Sunday, Apr 25, 2010

Pile in, kids

The Times: How to ride the property boom

They can hardly believe it themselves, but estate agents and mortgage brokers are agreed: the property market is booming like it’s 2007 again.
Now funds are giving investors access to the top end of the market without the need to buy a home. Hotbed raised £3m for investment in the London Central Portfolio (LCP) fund, which specialises in property within a radius of six miles around Hyde Park. It is targeting a 15% yield. Hotbed said "A year ago there was no way we would have gone into it but the world is good again. It took us just two weeks to raise this money"

Posted by little professor @ 12:05 AM (1627 views) Add Comment

11 Comments

1. fallingbuzzard said...

I don't know why they try and disguise and interest rate bet as a property fund

Sunday, April 25, 2010 12:25AM Report Comment
 

2. tenyearstogetmymoneyback said...

I don't think £2 million would get you very far near Hyde Park (2 houses ?)
I thought the idea of a fund was to spread risk over lots of holdings.

Sunday, April 25, 2010 08:09AM Report Comment
 

3. righttoleech said...

it ticks all the boxes, greed, avarice and brain dead

Sunday, April 25, 2010 08:23AM Report Comment
 

4. mrflibble said...

You cannot go wrong with bricks and mortar... Guaranteed in the UK... Those Limies with do anything to maintain prices... Sell the grand kids into slavery? No problem...

Sunday, April 25, 2010 08:46AM Report Comment
 

5. doomwatch said...

I hope that dirty bomb doesn't go off in the middle of the over priced London 6 mile radius. This article makes me sick to the stomach.

Sunday, April 25, 2010 08:55AM Report Comment
 

6. Alan Lubin said...

try raising £3m for a technology based start-up in this country though. we are getting our arses kicked by the rest of the world because, despite having some of the brightest people around with some world beating ideas, money is still getting shovelled into this sort of madness.

Sunday, April 25, 2010 10:36AM Report Comment
 

7. Catmandu said...

If it seems too good to be true, it probably is too good to be true.

Sunday, April 25, 2010 10:37AM Report Comment
 

8. Zeus said...

The Average House Price [Nationwide figures] in 1987 was 40k, in 1997 it had increased to just 55k.
[33.3% Increase over ten years]

From 1997 to 2007 House prices rose from £55k to £190k

A staggering 245% increase!

{Now look at the average wage increases from the office of national statistics.}
Comments from Mortgage brokers and Estate Agents' are pure manipulation.

No FTB I know can, or will, be buying until the average house price returns to 3.5 x the average salary.
{Not of a couple, but of a single Individual.}

A 50% to 60% drop in the price of an average house, from peak valuation, is extremely likely to happen.

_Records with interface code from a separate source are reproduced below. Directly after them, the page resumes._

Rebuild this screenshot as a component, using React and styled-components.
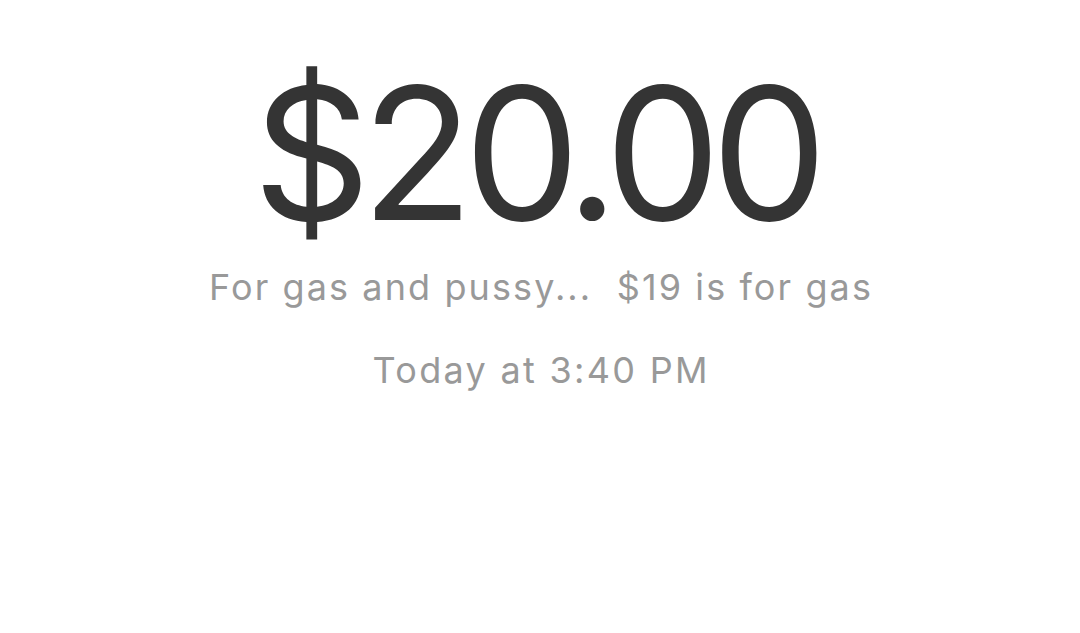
import React from 'react';
import styled, { createGlobalStyle } from 'styled-components';

const GlobalStyle = createGlobalStyle`
  html, body {
    margin: 0;
    padding: 0;
    background: #ffffff;
  }
  body {
    font-family: 'Inter', 'Liberation Sans', sans-serif;
  }
`;

const Page = styled.div`
  width: 1080px;
  height: 633px;
  display: flex;
  flex-direction: column;
  align-items: center;
  padding-top: 53px;
  box-sizing: border-box;
  background: #ffffff;
`;

// letter-spacing leaves a trailing gap; padding evens it out so the text stays centred
const Amount = styled.div`
  font-size: 184px;
  line-height: 200px;
  font-weight: 400;
  color: #343434;
  letter-spacing: -9.5px;
  padding-right: 9.5px;
`;

const Caption = styled.div`
  margin-top: ${(p) => p.$gap}px;
  font-size: 36px;
  line-height: 44px;
  color: #999999;
  white-space: pre;
  letter-spacing: ${(p) => p.$spacing}px;
  padding-left: ${(p) => p.$spacing}px;
`;

export default function App() {
  return (
    <>
      <GlobalStyle />
      <Page>
        <Amount>$20.00</Amount>
        <Caption $gap={12} $spacing={2.1}>
          For gas and pussy...  $19 is for gas
        </Caption>
        <Caption $gap={39} $spacing={2.3}>
          Today at 3:40 PM
        </Caption>
      </Page>
    </>
  );
}
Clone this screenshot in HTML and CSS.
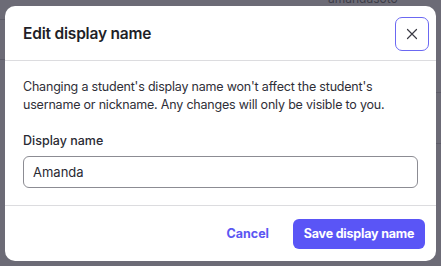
FILE: index.html
```html
<!DOCTYPE html>
<html>
<head>
    <meta charset="utf-8">
    <meta name="viewport" content="width=device-width, initial-scale=1.0">
    <title>Edit display name</title>
    <link rel="stylesheet" href="styles.css">
</head>
<body>
    <div class="backdrop">
        <div class="bg-name">amandasoto</div>
        <div class="bg-line line-a"></div>
        <div class="bg-line line-b"></div>
        <div class="bg-line line-c"></div>
        <div class="bg-line line-d"></div>
    </div>

    <div class="modal">
        <div class="modal-header">
            <h2>Edit display name</h2>
            <button class="close-btn" title="Close">
                <svg viewBox="0 0 24 24" fill="none" stroke="currentColor" stroke-width="1.6" stroke-linecap="round">
                    <path d="M6 6l12 12M18 6L6 18"></path>
                </svg>
            </button>
        </div>
        <div class="modal-body">
            <p>Changing a student's display name won't affect the student's username or nickname. Any changes will only be visible to you.</p>
            <label for="displayName">Display name</label>
            <input type="text" id="displayName" value="Amanda" autocomplete="off">
        </div>
        <div class="modal-footer">
            <button class="btn-link">Cancel</button>
            <button class="btn-primary">Save display name</button>
        </div>
    </div>
</body>
</html>
```

FILE: styles.css
```css
html, body {
    margin: 0;
    height: 100%;
}
body {
    background: #6c6b76;
    font-family: Inter, "Noto Sans", sans-serif;
    color: #2b2b33;
    position: relative;
    overflow: hidden;
}
.backdrop {
    position: absolute;
    inset: 0;
}
.bg-name {
    position: absolute;
    left: 328px;
    top: -9px;
    font-size: 12px;
    color: #3d3d48;
}
.bg-line {
    position: absolute;
    height: 1px;
    background: #5d5c68;
}
.line-a { left: 0; width: 10px; top: 19px; }
.line-b { left: 0; width: 10px; top: 59px; }
.line-c { right: 0; width: 10px; top: 92px; }
.line-d { right: 0; width: 10px; top: 143px; }
.modal {
    position: absolute;
    left: 5px;
    top: 6px;
    width: 431px;
    height: 255px;
    background: #fff;
    border-radius: 10px;
    display: flex;
    flex-direction: column;
    box-sizing: border-box;
}
.modal-header {
    display: flex;
    align-items: center;
    justify-content: space-between;
    height: 54px;
    padding: 0 7px 0 18px;
    border-bottom: 1px solid #dcdcdf;
}
.modal-header h2 {
    margin: 0;
    font-size: 15.5px;
    font-weight: 600;
    color: #1f1f28;
    letter-spacing: -0.2px;
}
.close-btn {
    width: 34px;
    height: 34px;
    padding: 0;
    border: 1px solid #6b68f2;
    border-radius: 7px;
    background: #fff;
    color: #3a3a44;
    display: flex;
    align-items: center;
    justify-content: center;
    margin-top: 1px;
}
.close-btn svg {
    width: 18px;
    height: 18px;
}
.modal-body {
    padding: 17px 18px 0 18px;
    height: 145px;
    box-sizing: border-box;
    border-bottom: 1px solid #dcdcdf;
}
.modal-body p {
    margin: 0 0 19px 0;
    font-size: 12.5px;
    line-height: 18px;
    color: #2f2f38;
    letter-spacing: -0.2px;
}
.modal-body label {
    display: block;
    font-size: 12.5px;
    line-height: 15px;
    font-weight: 500;
    color: #2a2a33;
    margin-bottom: 8px;
}
.modal-body input {
    width: 100%;
    height: 32px;
    box-sizing: border-box;
    border: 1px solid #8c8c93;
    border-radius: 6px;
    padding: 0 9px;
    font-family: inherit;
    font-size: 13px;
    color: #2a2a33;
}
.modal-footer {
    flex: 1;
    display: flex;
    align-items: center;
    justify-content: flex-end;
    padding: 0 11px 0 18px;
    gap: 24px;
}
.btn-link {
    border: none;
    background: none;
    padding: 0;
    font-family: inherit;
    font-size: 12.5px;
    font-weight: 700;
    color: #5b57f2;
}
.btn-primary {
    border: none;
    background: #5a55f6;
    color: #fff;
    height: 30px;
    width: 132px;
    border-radius: 6px;
    font-family: inherit;
    font-size: 12.5px;
    font-weight: 700;
    letter-spacing: -0.2px;
}
```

Sunday, April 25, 2010 11:08AM Report Comment
 

9. drewster said...

These types of funds are a guaranteed way to lose money. The spreads are horrific and if the market turns down your money is locked up for months or possibly years while they try to sell the properties.

When house prices rise, commercial property (offices/shops/warehouses) tends to rise too. Both are underpinned by rising land values. You can get into commercial property simply by buying shares in specialist companies known as Real Estate Investment Trusts (REITs). The top ones in the UK are:
- British Land
- Hammerson
- Land Securities
- Liberty International
- SEGRO (formerly Slough Estates)
- Great Portland Estates
- Workspace Group

If, like the original Times article, you're only interested in investing in "prime central London", then Great Portland Estates fits the bill quite nicely. Disclaimer: I'm not a financial adviser, do your own homework before buying anything.

Sunday, April 25, 2010 11:31AM Report Comment
 

10. mr g said...

From the article: Martyn Smith of L&G said: “Ditching credit scoring is an innovative, back-to-basics way of looking at lending.”

One word describes this guy: t**ser.

@Doomwatch "I hope that dirty bomb doesn't go off in the middle of the over priced London 6 mile radius."

That sort of thing never happens to people in ivory towers (I'm not wishing it on anyone, by the way).

It's always Joe Public who gets hurt, be it by terrorism, politicians, bankers etc.

Sunday, April 25, 2010 11:44AM Report Comment
 

11. icarus said...

The weak £ attracts foreign, tax-avoiding kleptocrats to prime London property and "the world is good again". If it's so good why not invest in productive trade and industry instead of in assets which are already in place?